The objectives of this tutorial are listed as follows:
  • Creating infrastructure within the watsonx.data service.

  • Establishing connection with the customer data bucket.

  • Querying from the bucket

Procedure

  1. Uploading data into an object storage bucket and attaching to Presto

    In this section of the tutorial, you are going to manage data in an object storage bucket and attach the bucket to HMS and associate with Presto engine.

    1. Access any one of the object storage access tools like S3 Browser, AWS S3 console, direct S3 APIs, and various CLI/UI object storage tools.

    2. Load data files to your object storage bucket by using the tool.

    3. Register and attach the object storage bucket to HMS and associate with Presto engine by using watsonx.data UI.

    4. Alternatively, you can also register and attach an object storage bucket with pre-existing data to HMS.

  2. Load data files into Presto

    After you attach the object storage bucket to HMS, you need to load data files into Presto by creating schema and external tables through the Hive connector.

    1. Run the following command to create schema for the data you want to access.
      CREATE SCHEMA <SCHEMA_NAME> WITH ( location = '<SCHEMA_LOCATION>' );

      For example:

      CREATE SCHEMA hive.gosales WITH ( location = 's3a://lhbeta/gosales' );
    2. Run the following command to create table by using an external location by pointing to an uploaded data file.
      CREATE TABLE IF NOT EXISTS <TABLE_NAME> ("<COLUMN_NAMES>" <DATA_TYPE>) WITH ( format = '<DATA_FORMAT>', external_location = '<DATA_FILE_LOCATION>' );

      For example:

      CREATE TABLE IF NOT EXISTS hive.gosales.branch ("BRANCH_CODE" int, "ADDRESS1" varchar, "ADDRESS1_MB" varchar, "ADDRESS2" varchar, "ADDRESS2_MB" varchar, "CITY" varchar, "CITY_MB" varchar, "PROV_STATE" varchar, "PROV_STATE_MB" varchar, "POSTAL_ZONE" varchar, "COUNTRY_CODE" int, "ORGANIZATION_CODE" varchar, "WAREHOUSE_BRANCH_CODE" int) WITH ( format = 'CSV', external_location = 's3a://lhbeta/gosales/branch' );
  3. Generate statistics with analyze table command

    If you want to use the data without creating a new copy for a different table format or more table optimizations, you can generate statistics alone with analyze table command.

    1. To generate statistics, run the following analyze table command:
      analyze <TABLE_NAME>;

      For example:

      analyze hive.gosales.branch;
  4. Convert data to analytics optimized formats (Optional)
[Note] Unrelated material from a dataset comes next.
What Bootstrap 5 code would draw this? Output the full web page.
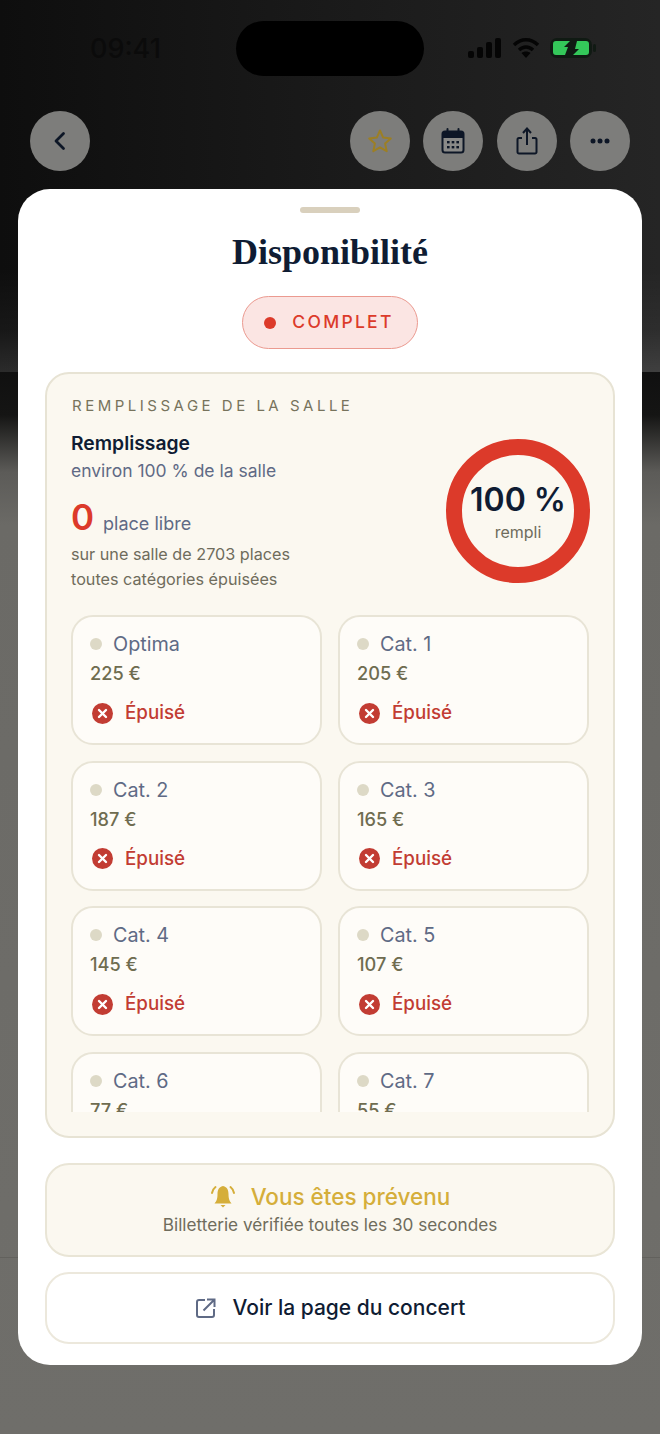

    You can use the data for creating different table format and more table optimizations. It is recommended to convert the data files to analytics optimized format in Parquet or ORC to improve query performance, reduce server and storage resource consumption. Table format like Iceberg can provide more performance improvements and features like snapshots, time travel, and transactional support for insert, update, and delete.

    1. To create table for a data in CSV format to Parquet format, run Create table as command:

      CREATE TABLE IF NOT EXISTS
      <TABLE_NAME>
      WITH ( format = 'PARQUET')
      AS
      SELECT *
      FROM <TABLE_NAME>;

      For example:

      CREATE TABLE IF NOT EXISTS
      hive.default.branch
      WITH ( format = 'PARQUET')
      AS
      SELECT *
      FROM hive.gosales.branch;
    2. To change the table format to Iceberg, run Create table as command:
      CREATE TABLE IF NOT EXISTS
      <TABLE_NAME>
      WITH ( format = 'PARQUET')
      AS
      SELECT *
      FROM <TABLE_NAME>;

      For example:

      CREATE TABLE IF NOT EXISTS
      iceberg-beta.default.branch
      WITH ( format = 'PARQUET')
      AS
      SELECT *
      FROM hive.gosales.branch;
    Note:

    You can also include any additional SQL into the select clause for any transformations or conversion business logic or sort the data for optimized access. You can also add column partitions for more performance improvements.

    Note: Statistics are automatically generated as part of the ingest of the new table.